Ragionamenti che si applicano in particolare all’Italia, che Mody definisce “linea di faglia” del progetto europeo. Perché è un’economia grande, con seri problemi di produttività – che, afferma l’economista, è scesa del 10-15% da quando c’è l’euro – derivanti in parte anche dai suoi problemi interni e da politiche sbagliate. Ma comunque avrebbe bisogno di una moneta più debole, cosa evidentemente impossibile in questa situazione, e non certo del rigido controllo della spesa pubblica preteso da Bruxelles. E’ in una trappola, insomma, definizione che anche altri hanno usato e destinata purtroppo ad essere ripetuta, dato che non si vedono avvisaglie di cambiamenti.

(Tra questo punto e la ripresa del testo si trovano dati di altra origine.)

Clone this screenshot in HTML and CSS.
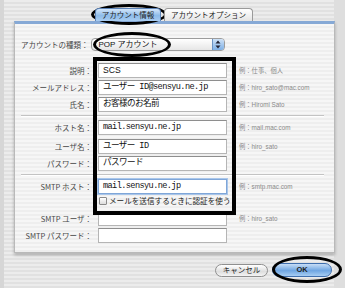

Che si può fare? L’idea di uno Stato federale è morta, dice Mody. Non resta che ripristinare un maggior grado di sovranità degli Stati e darsi essenzialmente gli obiettivi di conservazione della pace e della democrazia e della promozione dei diritti umani. “Gli europei devono chiedersi se credono ancora in questi valori – i valori di una società aperta – e sono disposti a lavorare per realizzarli. Se non è questo lo scopo dell’Europa oggi, allora non mi è chiaro quale sia lo scopo dell’Europa”.